1. Jesus is the supreme example, the fulfilment, we dare to say the Hero, of faith. His Divinity is manifested in perfect and typical humanity. We have been told of late that we must choose between believing on the Lord Jesus Christ as the supreme object of faith, and treating Him as the first subject of faith. In such teaching the Epistle to the Hebrews seems to be overlooked. Our author seems to know nothing of this contrast. He brings together both alternatives in a more glorious whole. If the first chapter of the Epistle sets forth the glory of the Eternal Son, who is “the effulgence of God’s glory and the very image of his substance,” (Heb_1:3) and the second shows us Jesus “made him a little lower than the angels” (Heb_2:7). In His humility the Captain of our Salvation is “made perfect through sufferings” (Heb_2:10). He “suffers, being tempted” (Heb_2:18). Nay, “though he was a son, yet learned he obedience by the things which he suffered” (Heb_5:8). Indeed the writer expressly puts in His mouth the confession, “I will put my trust in him.” (Heb_2:13) The Deity and Redeemership of Jesus is not incompatible with His incarnate life of faith. Indeed, such faith is the essential mark of His filial nature. Without it He would have been not more, but less, than man. Moreover, according to the writer, without it He would have lacked an essential qualification for His High-priestly office. The glory of the Eternal Son is seen not in His freedom from faith, but in His perfect embodiment of it. The mark of His Divinity is in His sinlessness, and His sinlessness is the triumph of an unbroken faith.

2. And the disciples of Jesus were heroic in proportion to their faith. Virgil said of the winning crew in his famous boat-race, “They can, because they believe they can!” His words are almost identical with words we find in the text — “Whosoever shall say unto this mountain, Be thou taken up and cast into the sea; and shall not doubt in his heart, but shall believe that what he saith cometh to pass; he shall have it.” The trouble with many of us is that we do not fully believe that we can do what we are bidden do by the All-wise Master of our life. We are more or less ignorant of our own power—of the hidden spiritual forces of our own nature. We are afraid of great ventures because we under-estimate ourselves. We need more of that self-confidence which in its last analysis is confidence in. God—the God who worketh in us to will and to do. In the disciples of Christ we see what faith in God could do for average men, such men as we find in the streets, dull in mind, timid in spirit, weak in will. The whole-hearted committal of themselves to the work of God made them conscious of undreamt-of power, and made them capable of achieving what they never thought possible; changed them from ordinary and commonplace men into heroes and martyrs whom we remember for ever. Forgetting themselves, and determined to bring in the Kingdom of God, they went forward, and the enthusiasm of their faith operated in the very, way their Master said; it enabled them to surmount formidable difficulties, to break down mountainous obstacles, to subdue seeming impossibilities, to overcome a hostile world.
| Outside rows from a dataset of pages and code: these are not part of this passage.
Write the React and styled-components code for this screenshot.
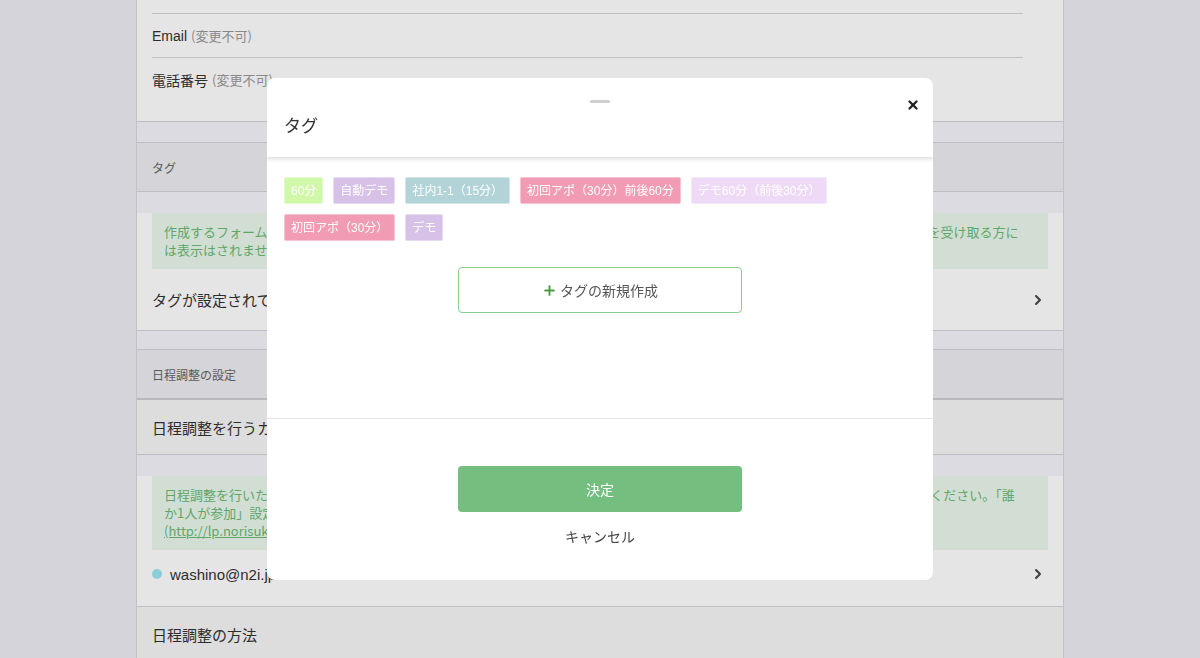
import React from 'react';
import styled, {createGlobalStyle} from 'styled-components';
import {X, Plus, ChevronRight} from 'lucide-react';

//===
// Global
//===

const GlobalStyle = createGlobalStyle`
    html, body {
        margin: 0;
        padding: 0;
        background-color: #eeedf3;
        font-family: "Liberation Sans", "Noto Sans CJK JP", sans-serif;
        color: #333;
        overflow: hidden;
    }
`

//===
// Background page
//===

const Page = styled.div`
    width: 926px;
    margin: 0 auto;
    min-height: 658px;
    background-color: #f5f4fb;
    border-left: 1px solid #d9d9de;
    border-right: 1px solid #d9d9de;
`

const Panel = styled.div`
    background-color: #ffffff;
    padding: 0 15px ${props => props.bottom || 0}px;
    border-bottom: 1px solid #d4d4d8;
`

const Spacer = styled.div`
    height: ${props => props.h || 20}px;
`

const SectionHeader = styled.div`
    height: 48px;
    display: flex;
    align-items: center;
    padding: 0 15px;
    background-color: #edecf2;
    border-top: 1px solid #d4d4d8;
    border-bottom: ${props => props.thick ? '2px solid #cfcfd3' : '1px solid #d4d4d8'};
    font-size: 12px;
    color: #666;
    font-family: "Noto Sans CJK JP", sans-serif;
`

const FieldRow = styled.div`
    height: 43px;
    margin-right: 25px;
    display: flex;
    align-items: center;
    font-size: 14px;
    border-top: 1px solid #d6d6d6;
    .note {
        color: #999;
        font-size: 13px;
        margin-left: 4px;
        font-family: "Noto Sans CJK JP", sans-serif;
    }
`

const TopCut = styled.div`
    height: 13px;
`

const InfoBox = styled.div`
    margin-top: 21px;
    background-color: #eaf8ed;
    color: #6aba74;
    font-size: 13px;
    line-height: 18px;
    padding: 10px 12px;
    white-space: nowrap;
    overflow: hidden;
    font-family: "Noto Sans CJK JP", sans-serif;
    a {
        color: #6aba74;
    }
`

const LinkRow = styled.div`
    height: ${props => props.h || 61}px;
    display: flex;
    align-items: center;
    justify-content: space-between;
    padding-right: 2px;
    font-size: 15px;
    color: #333;
    font-family: "Liberation Sans", "Noto Sans CJK JP", sans-serif;
    .who {
        display: flex;
        align-items: center;
        gap: 8px;
    }
`

const Dot = styled.span`
    width: 10px;
    height: 10px;
    border-radius: 50%;
    background-color: #9ce6f0;
`

const PlainRow = styled.div`
    height: 54px;
    display: flex;
    align-items: center;
    padding: 0 15px;
    background-color: #f7f7f7;
    border-bottom: 1px solid #d4d4d8;
    font-size: 15px;
    font-family: "Noto Sans CJK JP", sans-serif;
`

//===
// Modal
//===

const Overlay = styled.div`
    position: fixed;
    inset: 0;
    background-color: rgba(0, 0, 0, 0.1);
    display: flex;
    align-items: center;
    justify-content: center;
`

const Modal = styled.div`
    width: 666px;
    height: 502px;
    background-color: #fff;
    border-radius: 8px;
    overflow: hidden;
    display: flex;
    flex-direction: column;
    font-family: "Noto Sans CJK JP", sans-serif;
`

const ModalHead = styled.div`
    position: relative;
    height: 79px;
    padding: 0 17px;
    display: flex;
    flex-direction: column;
    box-shadow: 0 2px 4px rgba(0, 0, 0, 0.14);
    z-index: 1;
    .handle {
        align-self: center;
        margin-top: 22px;
        width: 20px;
        height: 3px;
        border-radius: 2px;
        background-color: #cfcfcf;
    }
    h3 {
        margin: 9px 0 0;
        font-size: 17px;
        font-weight: normal;
        color: #333;
    }
`

const CloseButton = styled.div`
    position: absolute;
    top: 20px;
    right: 13px;
    color: #222;
    display: flex;
`

const ModalBody = styled.div`
    height: 262px;
    padding: 20px 17px 0;
    box-sizing: border-box;
    border-bottom: 1px solid #e6e6e6;
    display: flex;
    flex-direction: column;
`

const TagList = styled.div`
    display: flex;
    flex-wrap: wrap;
    gap: 10px 10px;
`

const Tag = styled.span`
    height: 27px;
    padding: 0 6px;
    box-sizing: border-box;
    display: inline-flex;
    align-items: center;
    font-size: 12px;
    line-height: 14px;
    color: #fff;
    border-radius: 2px;
    background-color: ${props => props.color};
    border: 1px solid rgba(255, 255, 255, 0.4);
    font-family: "Liberation Sans", "Noto Sans CJK JP", sans-serif;
`

const OutlineButton = styled.div`
    align-self: center;
    margin-top: 26px;
    width: 284px;
    height: 46px;
    box-sizing: border-box;
    border: 1px solid #8dcd8f;
    border-radius: 4px;
    display: flex;
    align-items: center;
    justify-content: center;
    gap: 3px;
    font-size: 14px;
    color: #555;
    svg {
        color: #4c9a3f;
    }
`

const ModalFoot = styled.div`
    display: flex;
    flex-direction: column;
    align-items: center;
    padding-top: 47px;
`

const SolidButton = styled.div`
    width: 284px;
    height: 46px;
    border-radius: 4px;
    background-color: #74bf80;
    color: #fff;
    font-size: 14px;
    line-height: 20px;
    display: flex;
    align-items: center;
    justify-content: center;
`

const Cancel = styled.div`
    margin-top: 14px;
    font-size: 14px;
    line-height: 20px;
    color: #444;
`

const tags = [
    {label: '60分', color: '#d1f8a9'},
    {label: '自動デモ', color: '#d8c1e6'},
    {label: '社内1-1（15分）', color: '#b2d4d8'},
    {label: '初回アポ（30分）前後60分', color: '#f19cb4'},
    {label: 'デモ60分（前後30分）', color: '#eedaf6'},
    {label: '初回アポ（30分）', color: '#f19cb4'},
    {label: 'デモ', color: '#d8c1e6'},
];

//===
// Component
//===

const App = () => {
    return(
        <>
        <GlobalStyle />
        <Page>
            <Panel bottom={20}>
                <TopCut />
                <FieldRow>Email<span className="note">(変更不可)</span></FieldRow>
                <FieldRow>電話番号<span className="note">(変更不可)</span></FieldRow>
            </Panel>
            <Spacer />
            <SectionHeader>タグ</SectionHeader>
            <Panel>
                <InfoBox>
                    作成するフォームにタグを設定できます。タグは予約の管理や絞り込みに利用することができます。なお、設定したタグはフォームを受け取る方に<br/>
                    は表示はされません。
                </InfoBox>
                <LinkRow>
                    <span>タグが設定されていません</span>
                    <ChevronRight size={16} strokeWidth={3} color="#444" />
                </LinkRow>
            </Panel>
            <Spacer h={18} />
            <SectionHeader thick>日程調整の設定</SectionHeader>
            <PlainRow>日程調整を行うカレンダー</PlainRow>
            <Panel bottom={8}>
                <InfoBox>
                    日程調整を行いたいカレンダーを選択してください。複数のカレンダーを選択した場合は、それぞれの参加者の参加の設定をご選択ください。「誰<br/>
                    か1人が参加」設定の場合は、空いている参加者のいずれかに予定が登録されます。詳しくはヘルプをご覧ください。<br/>
                    <a href="#">(http://lp.norisuke.jp/help/calendar)</a>
                </InfoBox>
                <LinkRow h={48}>
                    <span className="who"><Dot />washino@n2i.jp</span>
                    <ChevronRight size={16} strokeWidth={3} color="#444" />
                </LinkRow>
            </Panel>
            <PlainRow>日程調整の方法</PlainRow>
        </Page>

        <Overlay>
            <Modal>
                <ModalHead>
                    <div className="handle" />
                    <h3>タグ</h3>
                    <CloseButton><X size={14} strokeWidth={4} /></CloseButton>
                </ModalHead>
                <ModalBody>
                    <TagList>
                        {tags.map((t, i) => <Tag key={i} color={t.color}>{t.label}</Tag>)}
                    </TagList>
                    <OutlineButton><Plus size={15} strokeWidth={3} />タグの新規作成</OutlineButton>
                </ModalBody>
                <ModalFoot>
                    <SolidButton>決定</SolidButton>
                    <Cancel>キャンセル</Cancel>
                </ModalFoot>
            </Modal>
        </Overlay>
        </>)
};

export default App;
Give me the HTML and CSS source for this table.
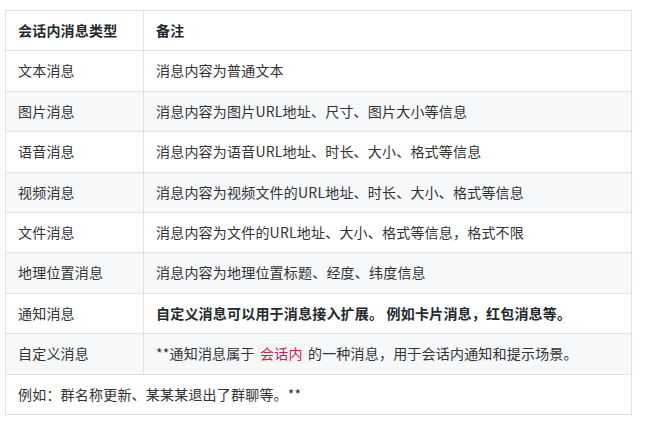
FILE: index.html
```html
<!DOCTYPE html>
<html lang="zh">
<head>
<meta charset="utf-8">
<link rel="stylesheet" href="styles.css">
</head>
<body>
<table class="msg-table">
  <thead>
    <tr><th class="col-type">会话内消息类型</th><th>备注</th></tr>
  </thead>
  <tbody>
    <tr><td>文本消息</td><td>消息内容为普通文本</td></tr>
    <tr><td>图片消息</td><td>消息内容为图片URL地址、尺寸、图片大小等信息</td></tr>
    <tr><td>语音消息</td><td>消息内容为语音URL地址、时长、大小、格式等信息</td></tr>
    <tr><td>视频消息</td><td>消息内容为视频文件的URL地址、时长、大小、格式等信息</td></tr>
    <tr><td>文件消息</td><td>消息内容为文件的URL地址、大小、格式等信息，格式不限</td></tr>
    <tr><td>地理位置消息</td><td>消息内容为地理位置标题、经度、纬度信息</td></tr>
    <tr><td>通知消息</td><td><strong>自定义消息可以用于消息接入扩展。 例如卡片消息，红包消息等。</strong></td></tr>
    <tr><td>自定义消息</td><td>**通知消息属于 <code class="inline-code">会话内</code> 的一种消息，用于会话内通知和提示场景。</td></tr>
    <tr><td colspan="2">例如：群名称更新、某某某退出了群聊等。**</td></tr>
  </tbody>
</table>
</body>
</html>
```
FILE: styles.css
```css
html, body {
  margin: 0;
  padding: 0;
  background: #fff;
}
body {
  padding: 10px 0 0 5px;
  font-family: "Noto Sans CJK SC", "Microsoft YaHei", sans-serif;
  font-size: 14px;
  color: #333;
}
.msg-table {
  border-collapse: collapse;
  width: 627px;
  table-layout: fixed;
}
.msg-table th,
.msg-table td {
  border: 1px solid #dfe2e5;
  padding: 9px 12px;
  line-height: 21.4px;
  text-align: left;
  white-space: nowrap;
  overflow: visible;
  letter-spacing: 0.2px;
}
.msg-table th {
  font-weight: bold;
  color: #24292e;
}
.col-type {
  width: 113px;
}
.msg-table tbody tr:nth-child(2n) {
  background: #f6f8fa;
}
.msg-table strong {
  font-weight: bold;
  color: #24292e;
}
.inline-code {
  font-family: "Noto Sans CJK SC", sans-serif;
  font-size: 14px;
  color: #c7254e;
  background: #f3f4f4;
  padding: 0 2px;
  border-radius: 3px;
}
```
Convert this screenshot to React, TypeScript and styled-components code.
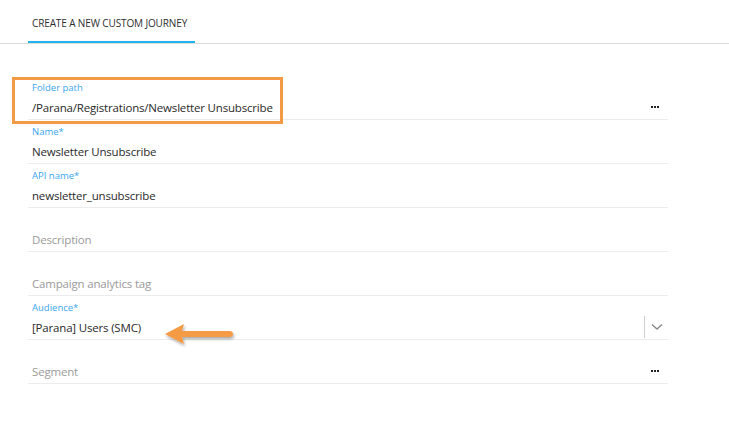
import React from "react";
import styled, { createGlobalStyle } from "styled-components";

const Global = createGlobalStyle`
  html, body { margin: 0; padding: 0; background: #fff; }
  body { font-family: "Open Sans", "Noto Sans", sans-serif; color: #333; }
`;

const Page = styled.div`
  width: 729px;
  height: 427px;
  position: relative;
  overflow: hidden;
  background: #fff;
`;

const TabBar = styled.div`
  height: 43px;
  border-bottom: 1px solid #dcdcdc;
  display: flex;
  align-items: flex-end;
  padding-left: 28px;
`;

const Tab = styled.div`
  height: 41px;
  box-sizing: border-box;
  padding: 2px 0 0 4px;
  width: 167px;
  display: flex;
  align-items: center;
  white-space: nowrap;
  font-size: 10px;
  letter-spacing: -0.12px;
  color: #2e2e2e;
  border-bottom: 2px solid #1fb4ef;
`;

const Form = styled.div`
  margin: 32px 0 0 28px;
  width: 640px;
  display: flex;
  flex-direction: column;
`;

const Field = styled.div`
  height: 44px;
  box-sizing: border-box;
  border-bottom: 1px solid #ececec;
  padding: 5px 4px 0 4px;
  display: flex;
  flex-direction: column;
  position: relative;
`;

const Label = styled.div`
  height: 14px;
  line-height: 14px;
  font-size: 9.5px;
  color: #3aa6ee;
`;

const Value = styled.div<{ $placeholder?: boolean }>`
  margin-top: 4px;
  height: 18px;
  line-height: 18px;
  font-size: 11.5px;
  letter-spacing: -0.18px;
  color: ${(p) => (p.$placeholder ? "#9a9a9a" : "#2a2a2a")};
`;

const Dots = styled.div`
  position: absolute;
  right: 9px;
  bottom: 11px;
  display: flex;
  gap: 1px;
  & > span {
    width: 2px;
    height: 2px;
    background: #222;
  }
`;

const SelectControl = styled.div`
  position: absolute;
  right: 0;
  top: 20px;
  width: 23px;
  height: 22px;
  border-left: 1px solid #cfcfcf;
  display: flex;
  align-items: center;
  justify-content: center;
`;

const Highlight = styled.div`
  position: absolute;
  left: 12px;
  top: 77px;
  width: 271px;
  height: 47px;
  box-sizing: border-box;
  border: 3px solid #f49a47;
`;

const Arrow = styled.svg`
  position: absolute;
  left: 160px;
  top: 318px;
`;

const MoreDots = () => (
  <Dots>
    <span />
    <span />
    <span />
  </Dots>
);

export default function App() {
  return (
    <Page>
      <Global />
      <TabBar>
        <Tab>CREATE A NEW CUSTOM JOURNEY</Tab>
      </TabBar>
      <Form>
        <Field>
          <Label>Folder path</Label>
          <Value>/Parana/Registrations/Newsletter Unsubscribe</Value>
          <MoreDots />
        </Field>
        <Field>
          <Label>Name*</Label>
          <Value>Newsletter Unsubscribe</Value>
        </Field>
        <Field>
          <Label>API name*</Label>
          <Value>newsletter_unsubscribe</Value>
        </Field>
        <Field>
          <Label />
          <Value $placeholder>Description</Value>
        </Field>
        <Field>
          <Label />
          <Value $placeholder>Campaign analytics tag</Value>
        </Field>
        <Field>
          <Label>Audience*</Label>
          <Value>[Parana] Users (SMC)</Value>
          <SelectControl>
            <svg width="12" height="8" viewBox="0 0 12 8">
              <path d="M1 1.5 L6 6 L11 1.5" fill="none" stroke="#8a8a8a" strokeWidth="1.4" />
            </svg>
          </SelectControl>
        </Field>
        <Field>
          <Label />
          <Value $placeholder>Segment</Value>
          <MoreDots />
        </Field>
      </Form>
      <Highlight />
      <Arrow width="80" height="36" viewBox="0 0 80 36">
        <defs>
          <filter id="sh" x="-20%" y="-30%" width="140%" height="180%">
            <feGaussianBlur in="SourceAlpha" stdDeviation="1.5" />
            <feOffset dx="1" dy="2" result="o" />
            <feComponentTransfer>
              <feFuncA type="linear" slope="0.35" />
            </feComponentTransfer>
            <feMerge>
              <feMergeNode />
              <feMergeNode in="SourceGraphic" />
            </feMerge>
          </filter>
        </defs>
        <g filter="url(#sh)">
          <path d="M5 16 L24 6 L22 13 L69 13 Q73 13 73 16 Q73 19 69 19 L22 19 L24 26 Z" fill="#f59a44" />
        </g>
      </Arrow>
    </Page>
  );
}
And from those days to these all the greatest things that have been done for God and man have been done by men full of the energy of faith. The men. of faith have achieved what is impossible to other men. For with Goa, in union with Him, all things are possible in the way of obedience and service. It is to this power of faith, which connects our life with the spiritual resources of the universe, that God has entrusted the redemption and progress of the world — the Kingdom of Heaven upon earth.

Let us not be slandered from our duty by false accusations against us, nor frightened from it by menaces of destruction to the government, nor of dungeons to ourselves. Let us have faith that right makes might, and in that faith let us to the end do our duty as we understand it. [Note: Abraham Lincoln.]

3. The heroism of faith is found in lowly as readily as in exalted stations. The heroic quality is the true concern, not the heroic stage. The great recital of the deeds of faith in the Epistle to the Hebrews contains some well-known names, but it ends by summing up the victories and achievements of multitudes of men and women unknown to earthly fame. Even in the case of the better known, it was their faith that lifted them out of obscurity. For the most part, however, their greatness was not perceived by their fellows. Indeed, this is precisely the distinction of their faith, that it enabled them to live great lives, -to brave great dangers, and to make great sacrifices, not only without the incitements of worldly fame and applause, but under influences exactly contrary to these.

Now that we have seen something of the greatness of Faith, let us not forget that Christ is greater than faith in Him. It is a warning that is needed (and with it this Introduction to the Doctrine of Faith may very properly come to an end). “How strongly,” says Maurice, “have I been convinced lately that we spend half our time in thinking of faith, hope, and love, instead of in believing, hoping, and loving How utterly we forget that the very meaning of the words implies that we should forget ourselves and themselves (the acts, I mean) in the objects to which they refer. For are there not some persons who preach Faith instead of preaching Christ? ” [Note: The Life of Frederick Denison Maurice, i. 139.]

The exaltation of Faith out of its own place of a handmaid awakened Dr. Duncan’s jealousy. He said that “some men’s Trinity consisted of the Father, and the Son, and Faith”; and he frequently repeated the following anecdote, with the names and circumstances. “At a Highland communion in a meeting for ‘speaking to the question,’ on a Friday evening, the subject selected was Faith. One after another of the ‘men’ spoke in glowing terms of the power and the triumphs of Faith, and each speaker exalted it more than the one before him. At last their esteemed minister, jealous for the honour of the Lord Jesus Christ, stood up and said, ‘I ask, was Faith crucified for you; or were ye baptized in the name of Faith? ’ ” [Note: A. Moody Stuart, Recollections of the late John Duncan, LL.D., 124.]